LSU-Bama Preview: Who is QB AJ McCarron?
Who is AJ McCarron? Outside of the South, he's relatively unknown. If so, this is his breaking out party. CFN's David Sweigart stops to analyze the Capstone signal caller. What's his background? How close of a quarterback battle did he have heading into September? What are his strengths/weaknesses?
By David Sweigart
Every preseason brings with it a bevy of questions for every team - but for the 2011 Crimson Tide there was really only one: the quarterback position. Most observers suspected the defense was going to be one of the top units in the country, that the offensive line was big, strong, and in the case of the first team, experienced, and the running game would likely overpower opponents.

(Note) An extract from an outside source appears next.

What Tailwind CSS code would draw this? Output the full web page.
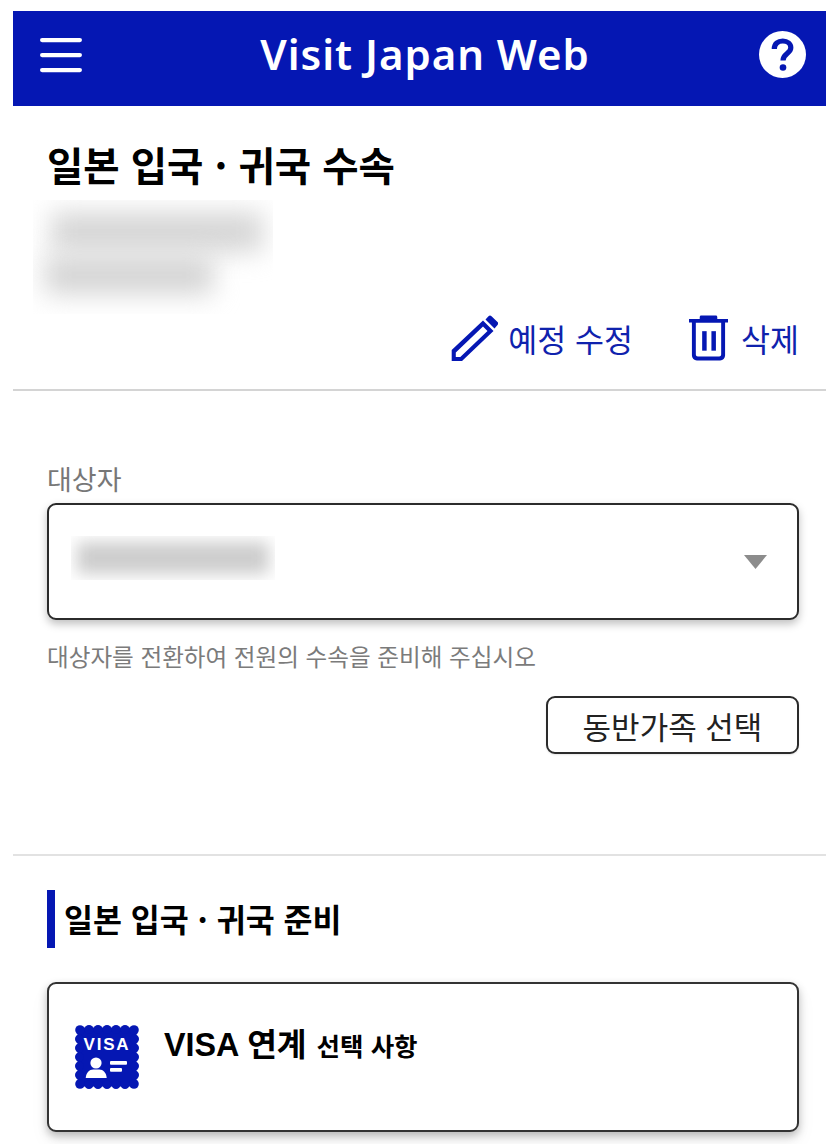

But would Bama get enough production and consistency out of their two young quarterbacks? Would that position anchor them, and stop them from reaching its national championship aspirations?
Alabama native AJ McCarron arrived at the Capstone for the 2009 season. The tall pro-style quarterback was a highly regarded 4* recruit that played in the U.S. Army All-American Bowl and participated in the EA Sports Elite 11 camp.
McCarron redshirted his first year on campus and served as the back up to Greg McElroy for the 2010 season. The Tide went in to its 2011 spring practice with an open competition at quarterback; redshirt sophomore AJ McCarron vs. redshirt freshman Phillip Sims. They exited without naming a true No. 1 player at the position.
The battle would continue through summer camp and into the first game of the season: Bama at home versus Kent State. McCarron ended that game with the following stat line: 14/23 for 226 yards and one touchdown with two interceptions. Sims had a tougher outing: seven completions for 73 yards and two interceptions.
And in that moment, a starter was born.
Alabama traveled to Happy Valley the next week and McCarron played the entire game under center. He finished the day 19/31 with 163 yards, 1 touchdown, and most importantly – 0 interceptions.
Any questions about a quarterback battle were officially put to rest. McCarron has thrown only one interception since that game, and McCarron has fluctuated between proficient and very good.
The 2009 National Championship Alabama team won the title with first-year starter McElroy under center riding a dominating defense. Could the same be the case with McCarron? Here's a quick statistical comparison between the 2009 McElroy and the 2011 McCarron through eight games:
McElroy (2009): 121/202, 60%, 1,445 yards, 9 TD, 3 INT
McCarron (2011): 134/200, 67%, 1,664 yards, 10 TDs, 3 INT
Since throwing 2 interceptions in week one, McCarron has done a good job of protecting the football - working as a game manager for a team that needs its quarterback to keep the mistakes to a bare minimum. However, while he's not asked to push the ball down the field too often, arm strength isn't an issue; he can make all of the throws.
His inexperience at the position - he has relied on his check downs a bit too much - is clearly evident, but that's what the coaching staff is telling him to do.
Don't force it, take the throws that are there, and let the running game and defense do the work.
Better to punt and let the defense stop the other team than give up good field position by trying to fit it in a window.
Against LSU, McCarron will face an oopportunistic secondary and a defensive line that's extreemly active and likely to get in his face on a regular basis.
McCarron will get his jersey dirty.
The LSU defense will give him a few "welcome to big time college football, young man," hits. It'll be important that McCarron stays poised under pressure and does not try and do too much with his arm; he's had few opportunities to prove he can do that.
The 2011 season has basically been homework and a pop quiz for McCarron, but in LSU he faces the first big test of his career. Win or lose, much will be written about the play of the Alabama quarterback against LSU.